Alors vient l’heure de la pause déjeuner. Un temps qui n’est pas payé. Un temps libre puisqu’il n’est échangé contre aucune rémunération. Et pourtant, je ne me sens pas libre de jouir de ce temps à moi. De cette liberté. 

Plusieurs voix contradictoires s’élèvent dans ma tête et débattent

→ « C’est ma pause déj, je peux faire ce que je veux »
→ « C’est ton premier jour, tu peux au moins faire l’effort de te sociabiliser, ensuite quand tu seras intégrée, tu pourras de temps en temps prendre ta pause en solo »
→ « C’est une bonne occasion d’apprendre à connaître ses collègues de manière plus détendue et informelle »
→ « Ils vont me prendre pour une associable, se dire que je ne fais aucun effort si je ne déjeune pas avec eux » 
→ « C’est important de bien s’entendre avec ses collègues » 
→ « Qu’est-ce que je vais leur dire ? Je suis nulle en small talks » [nda : l’art d’engager une conversation, d’échanger des banalités] 
→ « Et si personne ne veut manger avec moi ? Et si personne ne me parle ? C’est peut être mieux de manger toute seule finalement » 
→ « AHHHHHHHHHHHHHHHH »

J’ai observé trois types principaux de pause déjeuner

La « pause déj » avec des collègues ?

Les premières pauses déjeuner avec des collègues peuvent être un peu gênantes. Après tout, on va partager un moment intime avec des inconnu·es. Et oui, la pause déjeuner c’est aussi dévoiler ses préférences alimentaires, partager des bruits de mastication plus ou moins (in)supportables, se retrouver avec des aliments coincés dans les dents… Et puis, c’est s’intégrer à un groupe, avec des personnes que l’on ne connait pas et que l’on n’a pas choisies.
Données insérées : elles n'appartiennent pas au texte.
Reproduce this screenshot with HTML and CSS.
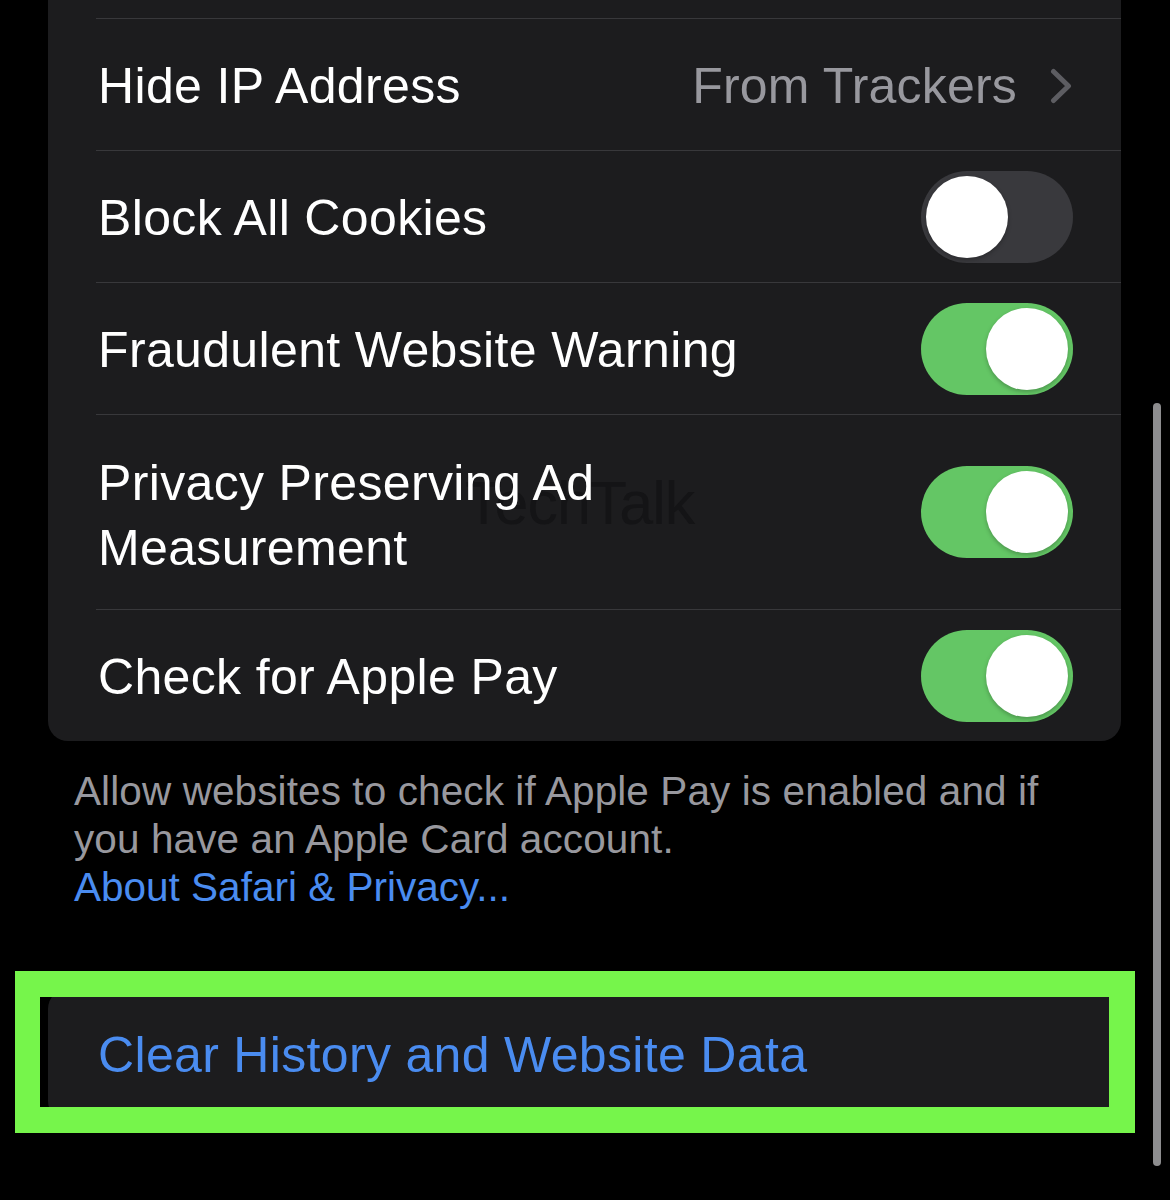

Oui, les premières pauses déjeuner dans un nouveau boulot c’est un peu revivre l’heure de la cantine la première semaine de rentrée des classes. Et cela peut être traumatisant, non ?

D’ailleurs le repas, culturellement en France, est un moment de convivialité. Pendant longtemps, il m’a semblé inimaginable de manger en public, seule. Aller au cinéma, lire dans un parc, voir une expo ou un spectacle, oui. Aller dans un restaurant, seule. Quelle idée farfelue. Et puis, un jour j’ai passé le cap.

La « pause déj » en solo ?

Spontanément, j’aurai une préférence pour la « pause déj » en solo, ou tout du moins à l’extérieur du lieu de travail. Pourtant, j’ai longtemps pris toutes mes « pauses déj » avec mes collègues. Je pensais que c’était ce qu’il fallait faire. Je mangeais sans eux et elles seulement si j’avais une excuse. Il fallait que je puisse justifier ce choix. J’allais rejoindre des ami·es, j’avais une course à faire, je devais manger rapido pour boucler un truc de boulot… Toutes les excuses étaient bonnes à prendre. Ou plutôt à donner.

Une amie m’a une fois dit qu’elle pouvait occasionnellement manger avec des collègues mais que sa « pause déj » était sacrée, que c’était son moment à elle et qu’elle ne pourrait pas manger tous les jours avec ses collègues. C’était la première fois que j’entendais quelqu’un dire ça. Depuis, quand j’ai envie de manger en solo mais que j’ai du mal à l’assumer, je repense à elle (coucou Cap) et je pose mes ovaires sur la table.

À mon dernier boulot, mes collègues m’avaient dit que chacun·e mangeait quand il ou elle voulait, comme il ou elle voulait et qu’il n’y avait pas de règles. Mais dans les faits, on finissait toujours par se retrouver à la cuisine et à manger ensemble. Et puis un de mes collègues m’a dit qu’il avait dit à une de nos nouvelles collègues qu’elle pouvait faire ce qu’elle voulait pendant la « pause déj » et que c’était quelque chose qu’il aurait aimé qu’on lui dise quand il était arrivé. Et oui, on peut faire ce qu’on veut pendant la « pause déj ». Et dans bien des situations, on peut faire ce qu’on veut. Et pourtant on ne le fait pas. Peur du regard des autres, règles implicites, pression sociale, petite voix intérieure. Alors, cela ne fait pas de mal quand quelqu’un nous le rappelle, n’est-ce pas ?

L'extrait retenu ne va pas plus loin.